Comment on A Traveling Circus

  1. {“Do you know where I can get drop-fang safe teethers? My oldest keeps co-sleeping with his vod’ika, and I know he tends to chomp on one of us when we’re in the same bed as him.”}

    ~Idk I just love this bit

    {There was a rustling from the sleeping mats, and a head of wildly messy red hair came up, sticking up in directions it shouldn’t have, and Obi-Wan had to pull a corner of the blanket he’d been laying on out of his mouth. He’d clearly been worrying away at his fangs, and Alpha wondered if he’d either grow out of the habit later, or if growing fangs just ached that much. He squinted around the room, pouting. “Thinkin too hard, Al’Buir.”

    That gross little gremlin reached out for him with a tiny hand, and Alpha was, as all buir’e, weak to his foundling, and came to kneel next to the sleeping mat, pulling the child in for a hug. Obi-Wan always wanted to cling before sleeping and after waking up, but Alpha had to be a mean Buir right now, and used that to help him stand up, letting his body stay between Obi-Wan and the strangers Alpha didn’t know, and ushered the unsteady little fawn in the direction of the kitchen. “Go find Co’Buir, I have some things to do.”

    Obi-Wan’s noises were like a wounded tooka kit, but he didn’t argue, half blindly making his way out of the room, and their loud emotions that had woken him up. If nothing, that was reason enough for Alpha to turn to them with an annoyed glare, crossing his arms like they were shinies caught wandering around the natborns barracks after hours like they had a death wish. “I don’t think I have to answer stupid questions, do you?”}

    ~oh my heart! I just can't!

    {Myles pouted. “Is he as upset as his Buir was about us waking him?”

    Jango rolled his eyes. “He’s the most forgiving little shit you will ever meet in your life, it’s why Alpha has to be so protective over him. Come on, please, he’s probably going to ask Buir something nerdy and I don’t want to have to listen to it.”}

    ~bahahaha I love it'

    {Jango reached around Kote, using a gentle hand to help pry the small teen off the man, and led him over to the table next to Jaster and a giggling Boba. Of course his little gremlin was giggling, as if he wasn’t the root cause of Obi-Wan’s cranky exhaustion. “I want my Cody.”

    Jango sighed, looking through the bags till he found a couple jugs of juice, giving Kote a questioning look till the man pointed at the apple juice. Such a plain juice, Obi-Wan really wanted nothing to do with sustenance. He probably lived off meditation and prayer on Tatooine.

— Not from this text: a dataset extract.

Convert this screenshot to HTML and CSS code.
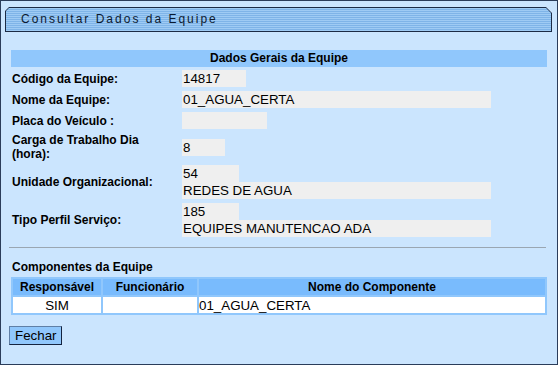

    Jango pulled out a sippy cup he’d found in the diaper bag, and looked through the cabinets till he found something that didn’t look breakable for the ad.

    See, he had no doubt that Kenobi could keep a hold of it, but there was an expectation that anything within arms reach could be used as a weapon, for him, anyways. It was easier to pick up a probably cracked plastic cup than shattered glass that Boba might step on.

    Jango put the cup in front of Obi-Wan, and handed the sippy cup to Boba, who looked pleased from his throne of comfort in Buir’s arms. Buir looked like he was plotting what he’d have to do to win Obi-Wan’s affections as well, but they had time for that. Obi-Wan stared at the cup for longer than strictly necessary, heck cocked to the side like a confused strill pup, and Jango nudged it just a little closer to the kid. That clever little hand shot out and snatched the cup, looking down into it with what seemed like sadness.

    “Are you… okay?”

    “There’s no straw.”

    Kote started looking through drawers as Jango was considering telling him he didn’t really need one, and Jango was seeing exactly why he was the way he was. He turned to give Kote a look as Silas started making up plates for himself and Myles, clearly the two of them being too interested in watching everyone to stop. Myles was looking at Obi-Wan with blatant fascination, and Obi-Wan just kept looking sad till Kote tapped his shoulder and handed him a plastic straw.

    Oh manda, those were so bad for the environment. They’d have to find reusable ones. “Kote, you spoil him.”

    Kote just shrugged at him. “I will apologize for nothing, in this life or the next. Yes, I spoil him.”

    Jango nodded with a little sigh. “Fair. Carry on.”

    Two minutes later, Obi-Wan suddenly looked wide awake, probably all that sugar in his system, and looked around in confusion. “Cheese?”

    “Yeah, your food is heating up. It’s got cheese.”

    Obi-Wan sniffled, thinking hard about life and meditation. Or something like that. Jango had no idea what went on in that little orange head of his. It was probably all peace and flowers or some shit. “I think the Jedi should leave the republic.”

    It had, however… not been that?}

    ~oh just this whole section. I love how it's written and how you write each characters thoughts. And Jaster just vibing as a grandpa

    {“Yup! I just think the Mandalorians have a lot in common with us. Should leave that dumb senate behind to suffer having to deal with their own issues for once. Start a commune and grow some carrots.”

    “You hate carrots.”

    “I hate the taste. I like the crunch. Reminds me of fingers.”

    Jango snorted, noting the horrified looks the others gave the kid. He’s such a feral little brat.

    Jango wished he’d met him before things got messed up in their first round, he’d have adored him then. }

    ~ gosh I love feral obi so much! You've made me obsessed with him aha. Love all your stories of big or lil feral obi wan. Love this ending to the chapter! And loved two whole chapter! Gosh I just adore this story so much already! So interesting and loving your writing/portrayal (I don't know if that's the right word) of all of the characters. Just such a freaking good story!